Drilling Technology
Riser Drilling & Riserless Drilling
Riser Drilling
Riser pipe is a large diameter “tube” through which the drilling pipe runs. Drilling mud※1 flows back inside this pipe to Chikyu, where it is cleaned of cuttings, filtered, and chemical mix and density are modified before being re-used.
Drilling mud, carefully adjusted to the drilling site geology, removes cuttings※2 from the borehole, cools the drill bit, and helps counteract or balance the formation pressure. This allows Riser drilling to reach deeper depths than when compared with Riserless drilling which has no ability to control formation pressure.
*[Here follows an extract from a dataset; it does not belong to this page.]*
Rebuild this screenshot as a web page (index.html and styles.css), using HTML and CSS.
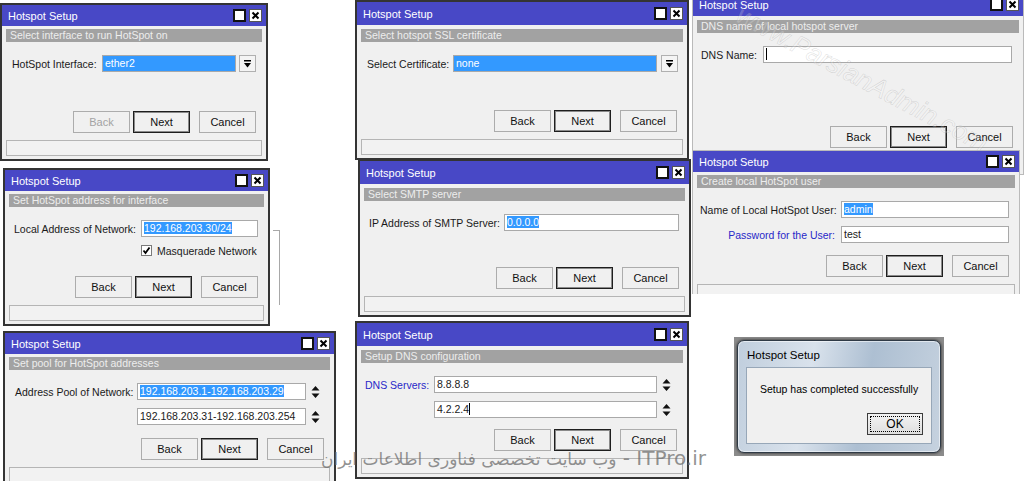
FILE: index.html
```html
<!DOCTYPE html>
<html lang="en">
<head>
  <meta charset="UTF-8">
  <title>Hotspot Setup</title>
  <link rel="stylesheet" href="styles.css">
</head>
<body>
<div class="desk">

  <!-- step 1: interface -->
  <div class="win w1">
    <div class="title">
      <span class="name">Hotspot Setup</span>
      <span class="tb tb-max"></span>
      <span class="tb tb-close"><svg width="9" height="9" viewBox="0 0 9 9"><path d="M1.5 1.5l6 6M7.5 1.5l-6 6" stroke="#000" stroke-width="2"/></svg></span>
    </div>
    <div class="head">Select interface to run HotSpot on</div>
    <div class="form">
      <div class="row">
        <span class="label">HotSpot Interface:</span>
        <span class="field chosen">ether2</span>
        <span class="drop"><svg width="7" height="8" viewBox="0 0 7 8"><rect width="7" height="1.5" fill="#000"/><path d="M0 3h7l-3.5 4.5z" fill="#000"/></svg></span>
      </div>
    </div>
    <div class="actions">
      <button class="btn" disabled>Back</button>
      <button class="btn def">Next</button>
      <button class="btn">Cancel</button>
    </div>
    <div class="status"></div>
  </div>

  <div class="frag"></div>

  <!-- step 2: address -->
  <div class="win w2">
    <div class="title">
      <span class="name">Hotspot Setup</span>
      <span class="tb tb-max"></span>
      <span class="tb tb-close"><svg width="9" height="9" viewBox="0 0 9 9"><path d="M1.5 1.5l6 6M7.5 1.5l-6 6" stroke="#000" stroke-width="2"/></svg></span>
    </div>
    <div class="head">Set HotSpot address for interface</div>
    <div class="form">
      <div class="row">
        <span class="label">Local Address of Network:</span>
        <span class="field"><span class="sel">192.168.203.30/24</span></span>
      </div>
      <div class="row check-row">
        <span class="label"></span>
        <span class="check"><svg width="9" height="9" viewBox="0 0 9 9"><path d="M1.5 4.5l2 2.5 4-5.5" fill="none" stroke="#000" stroke-width="1.8"/></svg></span>
        <span class="check-text">Masquerade Network</span>
      </div>
    </div>
    <div class="actions">
      <button class="btn">Back</button>
      <button class="btn def">Next</button>
      <button class="btn">Cancel</button>
    </div>
    <div class="status"></div>
  </div>

  <!-- step 3: pool -->
  <div class="win w3">
    <div class="title">
      <span class="name">Hotspot Setup</span>
      <span class="tb tb-max"></span>
      <span class="tb tb-close"><svg width="9" height="9" viewBox="0 0 9 9"><path d="M1.5 1.5l6 6M7.5 1.5l-6 6" stroke="#000" stroke-width="2"/></svg></span>
    </div>
    <div class="head">Set pool for HotSpot addresses</div>
    <div class="form">
      <div class="row">
        <span class="label">Address Pool of Network:</span>
        <span class="field"><span class="sel">192.168.203.1-192.168.203.29</span></span>
        <span class="spin"><svg width="9" height="14" viewBox="0 0 9 14"><path d="M0.5 5.5h8L4.5 1zM0.5 8.5h8L4.5 13z" fill="#111"/></svg></span>
      </div>
      <div class="row">
        <span class="label"></span>
        <span class="field">192.168.203.31-192.168.203.254</span>
        <span class="spin"><svg width="9" height="14" viewBox="0 0 9 14"><path d="M0.5 5.5h8L4.5 1zM0.5 8.5h8L4.5 13z" fill="#111"/></svg></span>
      </div>
    </div>
    <div class="actions">
      <button class="btn">Back</button>
      <button class="btn def">Next</button>
      <button class="btn">Cancel</button>
    </div>
    <div class="status"></div>
  </div>

  <!-- step 4: certificate -->
  <div class="win tall w4">
    <div class="title">
      <span class="name">Hotspot Setup</span>
      <span class="tb tb-max"></span>
      <span class="tb tb-close"><svg width="9" height="9" viewBox="0 0 9 9"><path d="M1.5 1.5l6 6M7.5 1.5l-6 6" stroke="#000" stroke-width="2"/></svg></span>
    </div>
    <div class="head">Select hotspot SSL certificate</div>
    <div class="form">
      <div class="row">
        <span class="label">Select Certificate:</span>
        <span class="field chosen">none</span>
        <span class="drop"><svg width="7" height="8" viewBox="0 0 7 8"><rect width="7" height="1.5" fill="#000"/><path d="M0 3h7l-3.5 4.5z" fill="#000"/></svg></span>
      </div>
    </div>
    <div class="actions">
      <button class="btn">Back</button>
      <button class="btn def">Next</button>
      <button class="btn">Cancel</button>
    </div>
    <div class="status"></div>
  </div>

  <!-- step 5: smtp -->
  <div class="win tall w5">
    <div class="title">
      <span class="name">Hotspot Setup</span>
      <span class="tb tb-max"></span>
      <span class="tb tb-close"><svg width="9" height="9" viewBox="0 0 9 9"><path d="M1.5 1.5l6 6M7.5 1.5l-6 6" stroke="#000" stroke-width="2"/></svg></span>
    </div>
    <div class="head">Select SMTP server</div>
    <div class="form">
      <div class="row">
        <span class="label">IP Address of SMTP Server:</span>
        <span class="field"><span class="sel">0.0.0.0</span></span>
      </div>
    </div>
    <div class="actions">
      <button class="btn">Back</button>
      <button class="btn def">Next</button>
      <button class="btn">Cancel</button>
    </div>
    <div class="status"></div>
  </div>

  <!-- step 6: dns servers -->
  <div class="win tall w6">
    <div class="title">
      <span class="name">Hotspot Setup</span>
      <span class="tb tb-max"></span>
      <span class="tb tb-close"><svg width="9" height="9" viewBox="0 0 9 9"><path d="M1.5 1.5l6 6M7.5 1.5l-6 6" stroke="#000" stroke-width="2"/></svg></span>
    </div>
    <div class="head">Setup DNS configuration</div>
    <div class="form">
      <div class="row">
        <span class="label blue">DNS Servers:</span>
        <span class="field">8.8.8.8</span>
        <span class="spin"><svg width="9" height="14" viewBox="0 0 9 14"><path d="M0.5 5.5h8L4.5 1zM0.5 8.5h8L4.5 13z" fill="#111"/></svg></span>
      </div>
      <div class="row">
        <span class="label"></span>
        <span class="field">4.2.2.4<span class="caret"></span></span>
        <span class="spin"><svg width="9" height="14" viewBox="0 0 9 14"><path d="M0.5 5.5h8L4.5 1zM0.5 8.5h8L4.5 13z" fill="#111"/></svg></span>
      </div>
    </div>
    <div class="actions">
      <button class="btn">Back</button>
      <button class="btn def">Next</button>
      <button class="btn">Cancel</button>
    </div>
    <div class="status"></div>
  </div>

  <!-- step 7: dns name -->
  <div class="win tall light w7">
    <div class="title">
      <span class="name">Hotspot Setup</span>
      <span class="tb tb-max"></span>
      <span class="tb tb-close"><svg width="9" height="9" viewBox="0 0 9 9"><path d="M1.5 1.5l6 6M7.5 1.5l-6 6" stroke="#000" stroke-width="2"/></svg></span>
    </div>
    <div class="head">DNS name of local hotspot server</div>
    <div class="form">
      <div class="row">
        <span class="label">DNS Name:</span>
        <span class="field"><span class="caret"></span></span>
      </div>
    </div>
    <div class="actions">
      <button class="btn">Back</button>
      <button class="btn def">Next</button>
      <button class="btn">Cancel</button>
    </div>
    <div class="status"></div>
  </div>

  <!-- step 8: user -->
  <div class="win light w8">
    <div class="title">
      <span class="name">Hotspot Setup</span>
      <span class="tb tb-max"></span>
      <span class="tb tb-close"><svg width="9" height="9" viewBox="0 0 9 9"><path d="M1.5 1.5l6 6M7.5 1.5l-6 6" stroke="#000" stroke-width="2"/></svg></span>
    </div>
    <div class="head">Create local HotSpot user</div>
    <div class="form">
      <div class="row">
        <span class="label">Name of Local HotSpot User:</span>
        <span class="field"><span class="sel">admin</span></span>
      </div>
      <div class="row">
        <span class="label blue">Password for the User:</span>
        <span class="field">test</span>
      </div>
    </div>
    <div class="actions">
      <button class="btn">Back</button>
      <button class="btn def">Next</button>
      <button class="btn">Cancel</button>
    </div>
    <div class="status"></div>
  </div>

  <!-- final message box -->
  <div class="msg">
    <div class="msg-frame">
      <div class="msg-title">Hotspot Setup</div>
      <div class="msg-body">
        <p class="msg-text">Setup has completed successfully</p>
        <button class="ok">OK</button>
      </div>
    </div>
  </div>

  <div class="wm-diag">www.ParsianAdmin.com</div>
  <div class="wm-fa">ITPro.ir - <span class="fa">وب سایت تخصصی فناوری اطلاعات ایران</span></div>

</div>
</body>
</html>
```

FILE: styles.css
```css
* {
  box-sizing: border-box;
}
body {
  margin: 0;
  background: #fff;
  font-family: "Liberation Sans", Arial, sans-serif;
  font-size: 10.5px;
  color: #1a1a1a;
}
.desk {
  position: relative;
  width: 1024px;
  height: 481px;
  overflow: hidden;
}

/* winbox dialog */
.win {
  position: absolute;
  display: flex;
  flex-direction: column;
  background: #f0f0f0;
  border: 2px solid #343434;
}
.win.light {
  border: 1px solid #bababa;
}
.title {
  flex: none;
  height: 21px;
  display: flex;
  align-items: center;
  gap: 3px;
  padding: 0 4px 0 6px;
  background: #4848c6;
  color: #fff;
  font-size: 11px;
}
.tall .title {
  height: 23px;
}
.title .name {
  flex: 1;
}
.tb {
  width: 13px;
  height: 13px;
  display: flex;
  align-items: center;
  justify-content: center;
  background: #fff;
}
.tb-max {
  border: 2px solid #111;
}
.tb-close {
  border: 1px solid #555;
}
.head {
  flex: none;
  height: 13px;
  margin: 3px 4px 0;
  padding-left: 4px;
  line-height: 13px;
  background: #a2a2a2;
  color: #ededed;
  white-space: nowrap;
}
.tall .head {
  margin-top: 4px;
}
.form {
  flex: none;
  display: flex;
  flex-direction: column;
  gap: 8px;
  padding: 13px 10px 0;
}
.row {
  display: flex;
  align-items: center;
  height: 17px;
}
.row.check-row {
  height: 11px;
}
.label {
  flex: none;
  margin-right: 6px;
  text-align: right;
  white-space: nowrap;
}
.label.blue {
  color: #2828c8;
}
.field {
  flex: 1;
  height: 17px;
  padding-left: 2px;
  line-height: 15px;
  background: #fff;
  border: 1px solid #a9a9a9;
  white-space: nowrap;
  overflow: hidden;
}
.field.chosen {
  background: #3399ff;
  color: #fff;
}
.sel {
  background: #3399ff;
  color: #fff;
}
.caret {
  display: inline-block;
  width: 1px;
  height: 12px;
  background: #000;
  vertical-align: -2px;
}
.drop {
  flex: none;
  width: 17px;
  height: 17px;
  margin-left: 3px;
  display: flex;
  align-items: center;
  justify-content: center;
  background: #f4f4f4;
  border: 1px solid #b0b0b0;
}
.spin {
  flex: none;
  width: 9px;
  margin-left: 5px;
  display: flex;
}
.check {
  width: 11px;
  height: 11px;
  display: flex;
  align-items: center;
  justify-content: center;
  background: #fff;
  border: 1px solid #7a7a7a;
}
.check-text {
  margin-left: 5px;
}
.actions {
  flex: none;
  margin-top: auto;
  display: flex;
  justify-content: flex-end;
  gap: 3px;
  padding-right: 10px;
}
.btn {
  width: 57px;
  height: 22px;
  padding: 0;
  font: inherit;
  font-size: 11px;
  color: #111;
  background: #f0f0f0;
  border: 1px solid #acacac;
}
.btn.def {
  margin-right: 6px;
  border-color: #1e1e1e;
  box-shadow: inset 0 0 0 1px #8a8a8a;
}
.btn:disabled {
  color: #a3a3a3;
}
.status {
  flex: none;
  height: 16px;
  margin: 7px 4px 3px;
  background: #f2f2f2;
  border: 1px solid #b5b5b5;
}

/* windows on the desktop */
.w1 { left: 0; top: 3px; width: 268px; height: 158px; }
.w1 .form { padding-left: 10px; }
.w1 .label { width: 84px; }

.w2 { left: 3px; top: 168px; width: 267px; height: 158px; }
.w2 .form { padding-left: 9px; }
.w2 .label { width: 121px; }

.w3 { left: 3px; top: 331px; width: 333px; height: 157px; }
.w3 .form { padding-right: 14px; }
.w3 .label { width: 116px; }

.w4 { left: 355px; top: 0; width: 334px; height: 160px; }
.w4 .form { padding-right: 9px; }
.w4 .label { width: 80px; }
.w4 .drop { margin-left: 4px; }

.w5 { left: 358px; top: 159px; width: 333px; height: 158px; }
.w5 .form { padding-left: 9px; }
.w5 .label { width: 129px; }

.w6 { left: 355px; top: 321px; width: 334px; height: 158px; }
.w6 .form { padding-left: 8px; padding-right: 16px; }
.w6 .label { width: 63px; }

.w7 { left: 692px; top: -8px; width: 332px; height: 183px; }
.w7 .form { padding-left: 7px; padding-right: 11px; }
.w7 .label { width: 57px; }

.w8 { left: 692px; top: 150px; width: 328px; height: 154px; clip-path: inset(0 0 10px 0); }
.w8 .form { padding-left: 7px; }
.w8 .label { width: 135px; }

.frag {
  position: absolute;
  left: 273px;
  top: 230px;
  width: 7px;
  height: 75px;
  border-top: 1px solid #a8a8a8;
  border-right: 1px solid #a8a8a8;
}

/* windows 7 message box */
.msg {
  position: absolute;
  left: 734px;
  top: 337px;
  width: 210px;
  height: 119px;
  padding: 3px;
  background: #8b8b8b;
}
.msg-frame {
  height: 100%;
  display: flex;
  flex-direction: column;
  padding: 0 8px 8px;
  border: 1px solid #2f3a46;
  border-radius: 7px;
  background: linear-gradient(100deg, #c0cedd 0%, #d9e2ec 35%, #adbfd2 62%, #c6d2df 100%);
  box-shadow: 0 0 3px rgba(0, 0, 0, 0.8), inset 0 0 0 1px rgba(255, 255, 255, 0.55);
}
.msg-title {
  height: 26px;
  line-height: 28px;
  padding-left: 1px;
  font-size: 11.5px;
  color: #000;
}
.msg-body {
  flex: 1;
  display: flex;
  flex-direction: column;
  padding: 14px 8px 8px 13px;
  background: #f0f0f0;
  border: 1px solid #97a7b8;
}
.msg-text {
  margin: 0;
  line-height: 14px;
  font-size: 10.5px;
  color: #000;
}
.ok {
  margin-top: auto;
  align-self: flex-end;
  width: 56px;
  height: 22px;
  padding: 0;
  font-family: inherit;
  font-size: 12px;
  color: #000;
  background: linear-gradient(#f3f3f3, #dedede);
  border: 1px solid #3c3c3c;
  outline: 1px dotted #000;
  outline-offset: -4px;
}

/* watermarks */
.wm-diag {
  position: absolute;
  left: 862px;
  top: 79px;
  transform: translate(-50%, -50%) rotate(28deg);
  font: italic 26px "Liberation Sans", Arial, sans-serif;
  color: rgba(255, 255, 255, 0.2);
  -webkit-text-stroke: 0.5px rgba(150, 150, 150, 0.35);
  white-space: nowrap;
}
.wm-fa {
  position: absolute;
  right: 318px;
  top: 446px;
  direction: rtl;
  font-family: "DejaVu Sans", sans-serif;
  font-size: 20px;
  color: rgba(110, 110, 110, 0.75);
  white-space: nowrap;
}
.wm-fa .fa {
  font-size: 17px;
}
```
Cuttings are recovered on Chikyu along with the drilling mud. The cuttings are used for geological research and also to evaluate and estimate borehole conditions.
Riserless Drilling
Riserless drilling does not use Riser pipe. Instead, in Riserless drilling, the drillpipe runs into the open water to the sea floor and into the borehole. Here, seawater is used as drilling fluid. The cuttings are not returned to Chikyu and are washed out of the borehole onto the sea floor. This method is limited to drilling ca. 1,000 ~ 2,000 m below the sea floor. The sea water-based drilling mud is not controlled for specific gravity and rheology against the formation.
※1 Drilling Mud : Drilling mud, or “Drilling Fluid” is liquid pumped down through the inside of drill pipe, and out the drill bit, to cool the drill bit from the friction from drilling rock, clean the borehole of cuttings, and also create a protective covering on the borehole walls to help prevent borehole wall collapse. Different mixes are used for Riser drilling and for Riserless drilling. Riser drilling requires adjustments of rheology and specific gravity (density) of the drilling mud. Riser drilling requires a much more complex mixture of special chemicals which are recovered on Chikyu, cleaned and re-used by separating out the cuttings from the drilling mud. Riserless drilling uses a seawater-based mud, without the expensive chemicals used for Riser drilling.
※2 Cuttings : Cuttings are the rock (the “formation”) that are left as the drill bit cuts to make a borehole. If these are left in the hole, the drill bit will become stuck and drilling will need to be abandoned. In Riser drilling, these are used by geologists to study the rock below the sea floor. These are samples every 5-10 m of advance downhole.
Coring
Coring is one method of collecting rock and sediment samples for geological research. A coring drill bit is designed with a central opening, around which the drill bit cuts the borehole. The core samples enter this hole, into a special chamber – a coring barrel, as the coring bit advances and then the sample is returned to the ship by wire.
Chikyu uses a wireline coring system. A special wire & wireline system is used to run down inside the drill pipe to lock onto the coring barrel and return it and the core sample to Chikyu for analysis.
There are five kinds of wireline coring systems used on Chikyu, and these are designed for different kinds of sediment and rock sampling. Primarily, these are classed as either piston or rotary type.